By the end, Montecito received about 3.3 inches of rain. Of that, a half-inch fell within five minutes, letting loose the dirt and sending boulders down-canyon. According to county records, it was a once-in-200-years event.
During a press conference this Sunday, January 21, Brown said only six people lived in the warning area, while 11 lived “right on the border.” The debris flow devastation that ran downhill and blasted through the 192 was concentrated along Montecito, San Ysidro, and Romero creeks, with Montecito Creek hit hardest. Some of the victims’ bodies were swept more than a mile from their homes.
Brown said recovery teams continue to comb the area for the remains of Cantin and Sutthithepa. “It’s very possible that they could be underneath a significant amount of mud that is drying and has to be removed,” he said. “It’s possible one or more of them could have been swept out to sea.”

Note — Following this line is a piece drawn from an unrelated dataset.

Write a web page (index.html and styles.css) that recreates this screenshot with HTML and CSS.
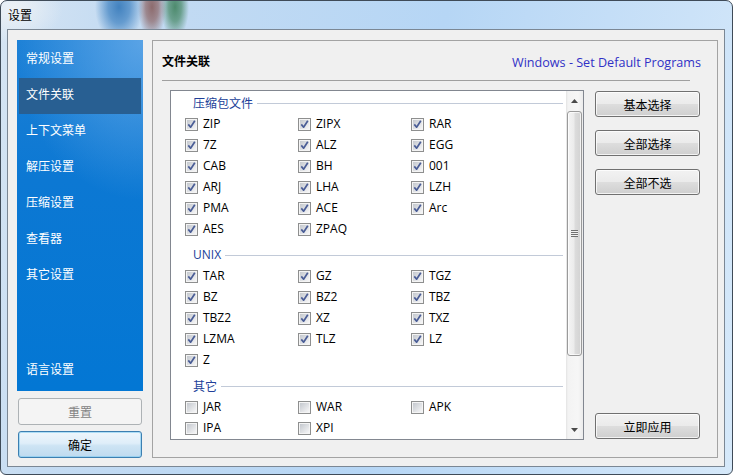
FILE: index.html
```html
<!DOCTYPE html>
<html lang="zh-CN">
<head>
<meta charset="utf-8">
<title>设置</title>
<link rel="stylesheet" href="styles.css">
</head>
<body>
<svg class="defs" width="0" height="0" aria-hidden="true">
  <defs>
    <linearGradient id="cbg" x1="0" y1="0" x2="1" y2="1">
      <stop offset="0" stop-color="#c4c8ce"/>
      <stop offset="1" stop-color="#f6f6f7"/>
    </linearGradient>
    <symbol id="box" viewBox="0 0 13 13">
      <rect x="0.5" y="0.5" width="12" height="12" fill="#f4f4f4" stroke="#8e8f8f"/>
      <rect x="2" y="2" width="9" height="9" fill="url(#cbg)"/>
    </symbol>
    <symbol id="chk" viewBox="0 0 13 13">
      <rect x="0.5" y="0.5" width="12" height="12" fill="#f4f4f4" stroke="#8e8f8f"/>
      <rect x="2" y="2" width="9" height="9" fill="url(#cbg)"/>
      <path d="M3.3 6.4 L5.6 9.2 L9.8 2.8" fill="none" stroke="#4a5d96" stroke-width="1.7" stroke-linejoin="round"/>
    </symbol>
  </defs>
</svg>

<div class="window">
  <div class="titlebar">设置</div>
  <div class="client">
    <div class="leftcol">
      <nav class="sidebar">
        <div class="nav-item">常规设置</div>
        <div class="nav-item active">文件关联</div>
        <div class="nav-item">上下文菜单</div>
        <div class="nav-item">解压设置</div>
        <div class="nav-item">压缩设置</div>
        <div class="nav-item">查看器</div>
        <div class="nav-item">其它设置</div>
        <div class="nav-item lang">语言设置</div>
      </nav>
      <button class="btn disabled wide first">重置</button>
      <button class="btn default wide">确定</button>
    </div>

    <section class="panel">
      <div class="phead">
        <span class="ptitle">文件关联</span>
        <span class="plink">Windows - Set Default Programs</span>
      </div>
      <div class="sep"></div>
      <div class="pbody">
        <div class="listbox">
          <div class="lcontent">
            <div class="ghead"><span class="cjk">压缩包文件</span><i class="gline"></i></div>
            <div class="grid">
              <label class="cb"><svg><use href="#chk"/></svg>ZIP</label>
              <label class="cb"><svg><use href="#chk"/></svg>ZIPX</label>
              <label class="cb"><svg><use href="#chk"/></svg>RAR</label>
              <label class="cb"><svg><use href="#chk"/></svg>7Z</label>
              <label class="cb"><svg><use href="#chk"/></svg>ALZ</label>
              <label class="cb"><svg><use href="#chk"/></svg>EGG</label>
              <label class="cb"><svg><use href="#chk"/></svg>CAB</label>
              <label class="cb"><svg><use href="#chk"/></svg>BH</label>
              <label class="cb"><svg><use href="#chk"/></svg>001</label>
              <label class="cb"><svg><use href="#chk"/></svg>ARJ</label>
              <label class="cb"><svg><use href="#chk"/></svg>LHA</label>
              <label class="cb"><svg><use href="#chk"/></svg>LZH</label>
              <label class="cb"><svg><use href="#chk"/></svg>PMA</label>
              <label class="cb"><svg><use href="#chk"/></svg>ACE</label>
              <label class="cb"><svg><use href="#chk"/></svg>Arc</label>
              <label class="cb"><svg><use href="#chk"/></svg>AES</label>
              <label class="cb"><svg><use href="#chk"/></svg>ZPAQ</label>
            </div>
            <div class="ghead gap"><span>UNIX</span><i class="gline"></i></div>
            <div class="grid">
              <label class="cb"><svg><use href="#chk"/></svg>TAR</label>
              <label class="cb"><svg><use href="#chk"/></svg>GZ</label>
              <label class="cb"><svg><use href="#chk"/></svg>TGZ</label>
              <label class="cb"><svg><use href="#chk"/></svg>BZ</label>
              <label class="cb"><svg><use href="#chk"/></svg>BZ2</label>
              <label class="cb"><svg><use href="#chk"/></svg>TBZ</label>
              <label class="cb"><svg><use href="#chk"/></svg>TBZ2</label>
              <label class="cb"><svg><use href="#chk"/></svg>XZ</label>
              <label class="cb"><svg><use href="#chk"/></svg>TXZ</label>
              <label class="cb"><svg><use href="#chk"/></svg>LZMA</label>
              <label class="cb"><svg><use href="#chk"/></svg>TLZ</label>
              <label class="cb"><svg><use href="#chk"/></svg>LZ</label>
              <label class="cb"><svg><use href="#chk"/></svg>Z</label>
            </div>
            <div class="ghead gap"><span class="cjk">其它</span><i class="gline"></i></div>
            <div class="grid">
              <label class="cb"><svg><use href="#box"/></svg>JAR</label>
              <label class="cb"><svg><use href="#box"/></svg>WAR</label>
              <label class="cb"><svg><use href="#box"/></svg>APK</label>
              <label class="cb"><svg><use href="#box"/></svg>IPA</label>
              <label class="cb"><svg><use href="#box"/></svg>XPI</label>
            </div>
          </div>
          <div class="scrollbar">
            <div class="sarrow"><svg width="7" height="4" viewBox="0 0 7 4"><polygon points="0,4 7,4 3.5,0" fill="#4a4a4a"/></svg></div>
            <div class="thumb"><span class="grip"></span></div>
            <div class="track"></div>
            <div class="sarrow"><svg width="7" height="4" viewBox="0 0 7 4"><polygon points="0,0 7,0 3.5,4" fill="#4a4a4a"/></svg></div>
          </div>
        </div>
        <div class="rbtns">
          <button class="btn rb">基本选择</button>
          <button class="btn rb">全部选择</button>
          <button class="btn rb">全部不选</button>
          <button class="btn rb apply">立即应用</button>
        </div>
      </div>
    </section>
  </div>
</div>
</body>
</html>
```

FILE: styles.css
```css
* { box-sizing: border-box; }

html, body {
  margin: 0;
  padding: 0;
  width: 733px;
  height: 475px;
  overflow: hidden;
  background: #ffffff;
  font-family: "Open Sans", "Noto Sans CJK SC", sans-serif;
  font-size: 12px;
  color: #000;
}

.defs { position: absolute; width: 0; height: 0; overflow: hidden; }

.window {
  width: 733px;
  height: 475px;
  border: 1px solid #3f4b58;
  border-radius: 7px 7px 6px 6px;
  display: flex;
  flex-direction: column;
  background:
    radial-gradient(24px 36px at 118px 6px, rgba(52,120,185,0.9) 0%, rgba(60,128,192,0.7) 45%, rgba(60,128,192,0) 100%),
    radial-gradient(14px 32px at 151px 6px, rgba(135,95,95,0.9) 0%, rgba(140,100,100,0.7) 45%, rgba(140,100,100,0) 100%),
    radial-gradient(14px 32px at 174px 6px, rgba(65,130,95,0.9) 0%, rgba(70,135,100,0.7) 45%, rgba(70,135,100,0) 100%),
    radial-gradient(50px 34px at 12px 8px, rgba(238,242,246,0.95), rgba(238,242,246,0)),
    linear-gradient(100deg, #d6e5f3 0%, #c4dbf2 15%, #b6d6f5 55%, #cbe2f8 85%, #d6e9fa 100%);
  overflow: hidden;
}

.titlebar {
  height: 28px;
  line-height: 28px;
  padding-left: 7px;
  font-family: "Noto Sans CJK SC", sans-serif;
  font-size: 12px;
  color: #000;
}

.client {
  flex: 1;
  margin: 0 7px 7px 6px;
  border: 1px solid #7b8794;
  background: #f0f0f0;
  padding: 10px 6px 8px 9px;
  display: flex;
  gap: 9px;
}

/* left column */
.leftcol {
  width: 126px;
  display: flex;
  flex-direction: column;
}

.sidebar {
  flex: 1;
  padding: 2px;
  display: flex;
  flex-direction: column;
  background:
    radial-gradient(130px 160px at 126px 0px, rgba(110,175,235,0.75), rgba(110,175,235,0)),
    linear-gradient(180deg, #1c80d6 0%, #0c78d3 40%, #0377d4 100%);
}

.nav-item {
  height: 36px;
  line-height: 31px;
  padding-left: 7px;
  color: #ffffff;
  font-family: "Noto Sans CJK SC", sans-serif;
  font-size: 12px;
}

.nav-item.active { background: #285f92; }
.nav-item.lang { margin-top: auto; }

.btn {
  font-family: "Noto Sans CJK SC", sans-serif;
  font-size: 12px;
  color: #000;
  border: 1px solid #707070;
  border-radius: 3px;
  padding: 0;
  background: linear-gradient(180deg, #f2f2f2 0%, #ebebeb 48%, #dddddd 52%, #cfcfcf 100%);
  box-shadow: inset 0 0 0 1px rgba(255,255,255,0.75);
}

.btn.wide {
  width: 124px;
  height: 27px;
  margin: 6px 1px 0 1px;
}
.btn.wide.first { margin-top: 7px; }

.btn.disabled {
  border-color: #adb2b5;
  background: #f4f4f4;
  color: #838383;
  box-shadow: none;
}

.btn.default {
  border-color: #3c7fb1;
  background: linear-gradient(180deg, #eef6fc 0%, #dfeef9 45%, #cde4f4 55%, #bfdaef 100%);
  box-shadow: inset 0 0 0 1px rgba(120,200,240,0.55);
}

/* right panel */
.panel {
  width: 566px;
  border: 1px solid #a3a3a3;
  display: flex;
  flex-direction: column;
}

.phead {
  height: 39px;
  padding: 12px 16px 0 9px;
  display: flex;
  justify-content: space-between;
  align-items: flex-start;
}

.ptitle {
  font-family: "Noto Sans CJK SC", sans-serif;
  font-weight: bold;
  line-height: 16px;
}

.plink {
  color: #3030c6;
  font-size: 12.6px;
  line-height: 16px;
  margin-top: 2px;
}

.sep {
  height: 1px;
  margin: 0 27px 0 9px;
  background: #a0a0a0;
}

.pbody {
  flex: 1;
  display: flex;
  padding: 9px 0 0 17px;
  gap: 11px;
}

.listbox {
  width: 414px;
  height: 350px;
  border: 1px solid #828790;
  background: #ffffff;
  display: flex;
}

.lcontent {
  flex: 1;
}

.ghead {
  height: 22px;
  padding: 2px 0 0 22px;
  display: flex;
  align-items: center;
  color: #213f99;
}
.ghead span { line-height: 16px; }
.ghead .cjk { font-family: "Noto Sans CJK SC", sans-serif; }
.ghead.gap { margin-top: 4px; }

.gline {
  flex: 1;
  height: 1px;
  margin: 0 3px 0 4px;
  background: #c2cad8;
}

.grid {
  display: grid;
  grid-template-columns: 113px 113px 113px;
  grid-auto-rows: 21px;
  padding-left: 14px;
}

.cb {
  display: flex;
  align-items: center;
  gap: 5px;
  line-height: 16px;
  padding-top: 1px;
}
.cb svg { width: 13px; height: 13px; flex: none; }

/* scrollbar */
.scrollbar {
  width: 17px;
  display: flex;
  flex-direction: column;
  background: linear-gradient(90deg, #e3e3e3 0px, #f3f3f3 2px, #f6f6f6 12px, #ececec 17px);
}

.sarrow {
  height: 19px;
  display: flex;
  align-items: center;
  justify-content: center;
}

.thumb {
  height: 245px;
  margin: 1px 1px 0 1px;
  border: 1px solid #9a9a9a;
  border-radius: 3px;
  background: linear-gradient(90deg, #f4f4f4 0%, #ececec 45%, #dcdcdc 55%, #d2d2d2 100%);
  box-shadow: inset 0 0 0 1px rgba(255,255,255,0.7);
  display: flex;
  align-items: center;
  justify-content: center;
}

.grip {
  width: 7px;
  height: 7px;
  background: repeating-linear-gradient(180deg, #707070 0px, #707070 1px, #f0f0f0 1px, #f0f0f0 2px);
}

.track { flex: 1; }

.rbtns {
  width: 105px;
  height: 350px;
  padding: 1px 0 1px 0;
  display: flex;
  flex-direction: column;
  gap: 13px;
}

.btn.rb { height: 26px; }
.btn.rb.apply { margin-top: auto; }
```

In the days following the disaster, Brown dismissed questions about the adequacy of the evacuation orders. He said trying to identify where in the evacuation zones victims lived and where the majority of the damage was concentrated was “splitting hairs” and a disservice to first responders. Brown had also previously stated that a “vast majority” of victims originated in the mandatory evacuation zone before clarifying that most residents either lived in the mandatory area or just below the Highway 192 border.